Cliffs on the walk To Cabo de St Vincent
On the day we visited the sea was calm `or’ as calm as the sea around Sagres point gets. This means that the swell is two to three metres, and waves that eventually form and roll gently in at little more than a fast walking pace slam into the vertical cliffs around the peninsula area like juggernauts running into buildings. Then due to their momentum, they either scrabble up the cliffs and fall backwards on themselves with a noise like a huge bass snare drum, or if the waves come in a little faster or a little higher, then the results are even more spectacular, the drum  noise is followed by the hiss of air compressed before the wave and squeezed into the myriad small clefts, caves and holes in the cliffs, which when freed as the waves weight takes it back down well below its collision height, then sprays a white mist that is immediately turned to rainbows. In acts of what to mere mortals may seem like the height of stupidity ... crazy brave locals stand at the tops of these cliffs fishing by rod and line with casts that take their squid bait out fifty metres and down the same or more (sixty seventy metres).





The beauty of this is made all the more special because it seem to be happening in slow motion. However it only appears to be slow motion because of the volumes and scales involved. The cliffs are sheer and fifty to sixty metres tall average (seventy to eighty  at the extreme). The waves (referring to the earlier comment about juggernauts) could be measured in the scale of traffic jams, lorries nose to tail and as high and two abreast a quarter mile along; then being funnelled and squeezed into this less wide and shallower space. In at least three places the peninsula is penetrated from top to sea level. Down in these deep dark holes; the tops of which even the longest long jumper wouldn’t clear, the waters churn and hiss and drum, echoing up, drawing the listener to the insane idea that it would be fun to venture down and see the sea with ones own eyes ... we said it elsewhere but on a smaller scale in Alcossebre in Spain `there be dragons down there’, and they would eat you alive.
View From Moho of our Campsite
Cliff Rock Layers, Sagres Dark Line Beyond
Under Cliff is Being Eroded
As an aside later in the day I happened to think there was a mist coming in. There wasn’t it was salt on my sunglasses, I licked my skin and my tasted the sleeve of my fleece, all was salt.
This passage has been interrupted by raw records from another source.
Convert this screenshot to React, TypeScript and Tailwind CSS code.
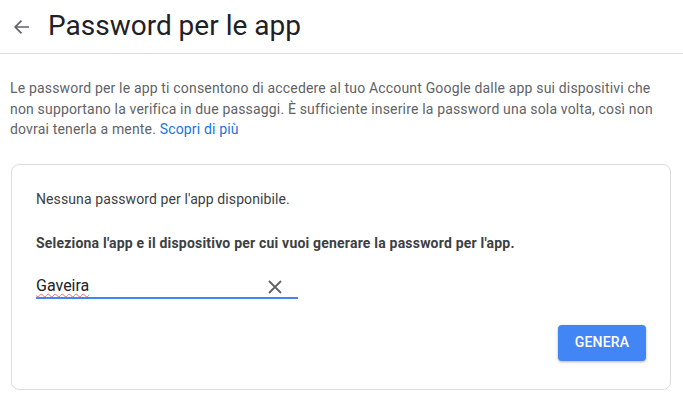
import React from "react";

export default function App() {
  return (
    <div className="min-h-[414px] w-[683px] bg-white font-['Roboto',sans-serif] overflow-hidden">
      <div className="flex h-[54px] items-center border-b border-[#dadce0]">
        <div className="ml-[11px] flex h-[20px] w-[20px] items-center justify-center">
          <svg width="17" height="16" viewBox="0 0 17 16" fill="none">
            <path d="M16 8H2.5M8.5 1.7L2.2 8l6.3 6.3" stroke="#5f6368" strokeWidth="1.7" />
          </svg>
        </div>
        <h1 className="ml-[17px] text-[28px] leading-[36px] text-[#202124] mt-[-1px]">Password per le app</h1>
      </div>
      <p className="mx-[10px] mt-[24px] text-[14px] leading-[20.5px] tracking-[0.17px] text-[#5f6368]">
        Le password per le app ti consentono di accedere al tuo Account Google dalle app sui dispositivi che non supportano la verifica in due passaggi. È sufficiente inserire la password una sola volta, così non dovrai tenerla a mente. <span className="text-[#1a73e8]">Scopri di più</span>
      </p>
      <div className="ml-[11px] mr-[12px] mt-[24px] rounded-lg border border-[#dadce0] px-[24px] pt-[24px] pb-[28px]">
        <p className="text-[14px] leading-[20px] tracking-[0.1px] text-[#3c4043]">Nessuna password per l'app disponibile.</p>
        <p className="mt-[24px] text-[14px] leading-[20px] font-bold tracking-[0.2px] text-[#3c4043]">
          Seleziona l'app e il dispositivo per cui vuoi generare la password per l'app.
        </p>
        <div className="mt-[16px] flex h-[30px] w-[262px] items-end border-b-2 border-[#4285f4]">
          <span className="flex-1 text-[16px] leading-[22px] text-[#202124] underline decoration-wavy decoration-[#e57373] decoration-1 underline-offset-[2px]">Gaveira</span>
          <svg className="mr-[15px] mb-[2px]" width="16" height="16" viewBox="0 0 16 16" fill="none">
            <path d="M2 2l12 12M14 2L2 14" stroke="#5f6368" strokeWidth="1.8" />
          </svg>
        </div>
        <div className="mt-[26px] flex justify-end">
          <button className="h-[36px] w-[88px] rounded-[4px] bg-[#4285f4] text-[14px] font-medium tracking-[0.2px] text-white shadow-[0_1px_3px_rgba(0,0,0,0.3)]">
            GENERA
          </button>
        </div>
      </div>
    </div>
  );
}
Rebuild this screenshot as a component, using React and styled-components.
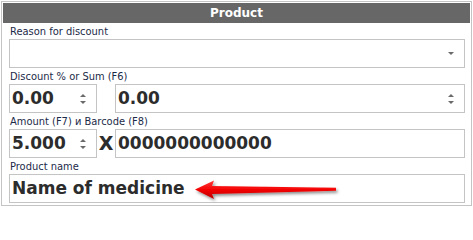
import styled, { createGlobalStyle } from 'styled-components';

const GlobalStyle = createGlobalStyle`
  html, body {
    margin: 0;
    padding: 0;
    background: #fff;
  }
  * {
    box-sizing: border-box;
  }
`;

const Frame = styled.div`
  margin: 1px 0 0 1px;
  width: 471px;
  height: 205px;
  border: 1px solid #c4c4c4;
  padding: 1px;
  background: #fff;
  font-family: "DejaVu Sans Condensed", "DejaVu Sans", sans-serif;
`;

const Header = styled.div`
  height: 20px;
  background: #676767;
  color: #fff;
  font-family: "DejaVu Sans", sans-serif;
  font-weight: bold;
  font-size: 12px;
  line-height: 20px;
  text-align: center;
`;

const Body = styled.div`
  padding: 0 5px 0 6px;
`;

const Label = styled.div`
  height: 16px;
  padding: 2px 0 0 1px;
  font-size: 11px;
  line-height: 13px;
  color: #1c2a48;
  white-space: nowrap;
`;

const Row = styled.div`
  display: flex;
  align-items: stretch;
  height: 29px;
`;

const Box = styled.div`
  position: relative;
  display: flex;
  align-items: center;
  flex: ${p => (p.$grow ? '1 1 auto' : `0 0 ${p.$width}px`)};
  height: 29px;
  border: 1px solid #c4c4c4;
  padding: 0 0 2px 2px;
  font-family: "DejaVu Sans", sans-serif;
  font-weight: bold;
  font-size: 17px;
  color: #2c2c2c;
  white-space: nowrap;
`;

const Gap = styled.div`
  flex: 0 0 18px;
  display: flex;
  align-items: center;
  justify-content: center;
  padding-bottom: 2px;
  font-family: "DejaVu Sans", sans-serif;
  font-weight: bold;
  font-size: 19px;
  color: #2c2c2c;
`;

const Arrows = styled.div`
  position: absolute;
  right: ${p => p.$right}px;
  top: 0;
  bottom: 0;
  display: flex;
  flex-direction: column;
  justify-content: center;
  gap: 4px;
`;

const Tri = styled.div`
  width: 0;
  height: 0;
  border-left: 3px solid transparent;
  border-right: 3px solid transparent;
  ${p =>
    p.$up
      ? 'border-bottom: 3px solid #6a6a6a;'
      : 'border-top: 3px solid #6a6a6a;'}
`;

const Pointer = styled.svg`
  position: absolute;
  left: 174px;
  top: 0px;
  overflow: visible;
`;

function Spinner({ right }) {
  return (
    <Arrows $right={right}>
      <Tri $up />
      <Tri />
    </Arrows>
  );
}

function RedArrow() {
  return (
    <Pointer width="160" height="28" viewBox="0 0 160 28">
      <defs>
        <linearGradient id="redFill" x1="0" y1="0" x2="0" y2="1">
          <stop offset="0" stopColor="#ff3a3a" />
          <stop offset="0.5" stopColor="#f40000" />
          <stop offset="1" stopColor="#b80000" />
        </linearGradient>
        <filter id="shade" x="-10%" y="-40%" width="130%" height="200%">
          <feDropShadow dx="1.5" dy="2" stdDeviation="1.5" floodColor="#000" floodOpacity="0.45" />
        </filter>
      </defs>
      <path
        d="M11 14.5 L30 5.5 L28 11 L152 12.8 L152 15.8 L28 19 L30 24 Z"
        fill="url(#redFill)"
        filter="url(#shade)"
      />
    </Pointer>
  );
}

export default function App() {
  return (
    <>
      <GlobalStyle />
      <Frame>
        <Header>Product</Header>
        <Body>
          <Label>Reason for discount</Label>
          <Row>
            <Box $grow>
              <Arrows $right={10}>
                <Tri />
              </Arrows>
            </Box>
          </Row>

          <Label>Discount % or Sum (F6)</Label>
          <Row>
            <Box $width={88}>
              0.00
              <Spinner right={10} />
            </Box>
            <Gap />
            <Box $grow>
              0.00
              <Spinner right={10} />
            </Box>
          </Row>

          <Label>Amount (F7) и Barcode (F8)</Label>
          <Row>
            <Box $width={88}>
              5.000
              <Spinner right={10} />
            </Box>
            <Gap>X</Gap>
            <Box $grow>0000000000000</Box>
          </Row>

          <Label>Product name</Label>
          <Row>
            <Box $grow>
              Name of medicine
              <RedArrow />
            </Box>
          </Row>
        </Body>
      </Frame>
    </>
  );
}
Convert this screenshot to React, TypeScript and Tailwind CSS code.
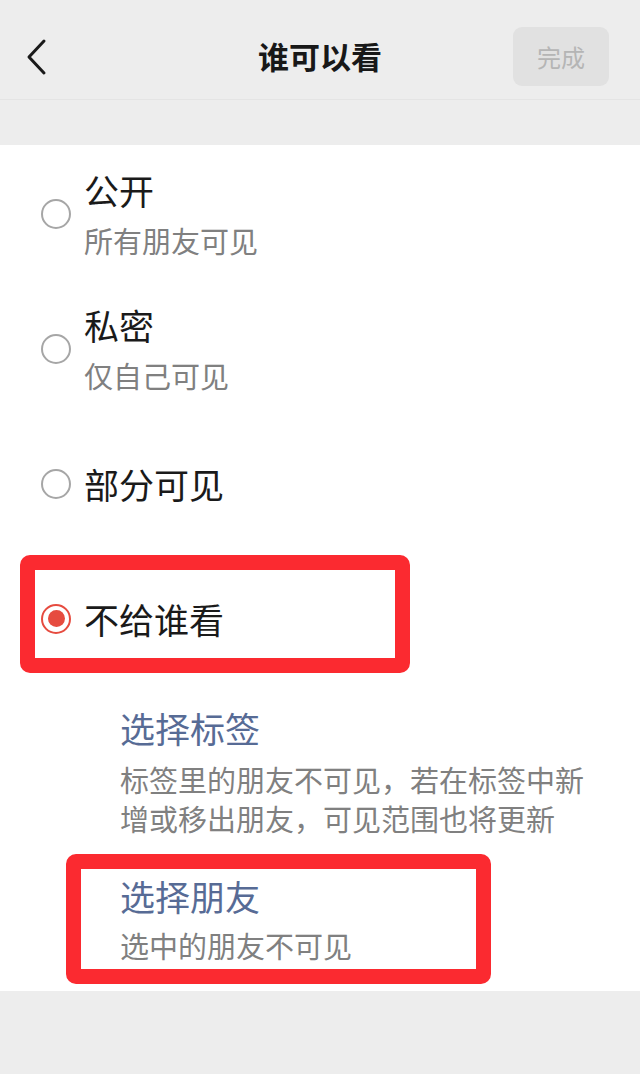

Another Fort that Appears to have a Private Dwelling Built Inside

One Day the Sea Will Claim It
It’s around places like this that you get to appreciate the power and weight/mass of the oceans. Somewhere far out to sea the trade winds ruffle the surface and set the surface waters in motion, combined with the pull of the moon these vast interconnected bodies of fluid (if you want to take each ocean separately), gather up energy and circulate around the globe or their specific ocean cell, until they run into a landmass. My immediate thought having seen these waves easily scale to within the top third of the cliffs at Sagres was `what’s it like here when there’s a storm`? Fortunately I found a picture that I bought then photographed and you can see for yourself below.
When the Wind Blows

When the Wind Doesn't Blow
Sagres has been an adventure; it’s been the natural highlight of Portugal so far. Without being to down on Portugal, it’s been a bit disappointing, or maybe like Spain we haven’t quite got our eye in yet. The Algarve is a summer place 10 million visitors in the season, but the tourist season is much shorter than that around the corner in the Mediterranean so the place is closed around the edges.
The tiny Specs are People Fishing From the Cliffs
And Without Zoom
We are going inland next, to some lakes near Alvito. we know already that inland Portugal is pretty, very neat and because the population density is higher relative to Spain, the places that look utterly abandoned by the recession don’t really manifest. Housing and towns seem to be `up-kept’ to a very high standard and paint and finish on dwellings in the majority of villages we’ve been through is `chocolate box’ perfect (the roads leave a lot to be desired which mars the experience of driving, and must in some way affect their commercial aspirations in wider Europe). We are not alone in finding Portugal a bit disappointing in terms of `wow’, but I think we’ve been spoiled by Spain. This is not Spain this is not France, or England, though its power is seeded from the same stuff: Moores, Romans, Punics (http://en.wikipedia.org/wiki/Punics) and Celts (Ancient Celts http://en.wikipedia.org/wiki/Celtic_nations)), and of course the sea. It’s maritime and imperial history are at least as great as anyone elses (200 million people worldwide speak Portuguese as their native tongue, from South America, through Africa and into the Far East (see the decorative tile mural).
The Lands of Portugal
We’re looking for the heart of Portugal, the beat that makes it tick; it’s not in the closed resorts. It may be in Lisbon where we are going in a week or so, but my gut says it’s in the land, where once it was in the sea. This will I think be in common with Spain. Get off the Costas, go inland fifty miles and find the agricultural heart of Spain and be blown away by the scale. Portugal isn’t as vast so it will have to take the breath away in different ways (my feeling is in whispers of wow).
Nautical Art


Sagres has wow, taking the blows from the Atlantic, being the frontline where sea meets land and protecting Portugal with its cliffs, slowly being eaten away by the bombardment of waves. You wouldn’t put your heart in such a place, it’s too dangerous. Today we walk to Cabo St Vincent. Tomorrow we go to find the heart and essence of Portugal.
From the Lighthouse to Sagres Point, You Can About See the Curtain Wall


Henry The Navigator
Lateen Rigged Caravel


As an addendum, Cabo de St Vincent is a sight to behold, it has its own museum which is a must for all visitors to this area. It explains Lateen Rigged Caravel’s, additional history of the area, and is an automated working lighthouse, and previously has been a fort in its own right. All the flower pictures were taken on the walk there (which took ten minutes under two hours).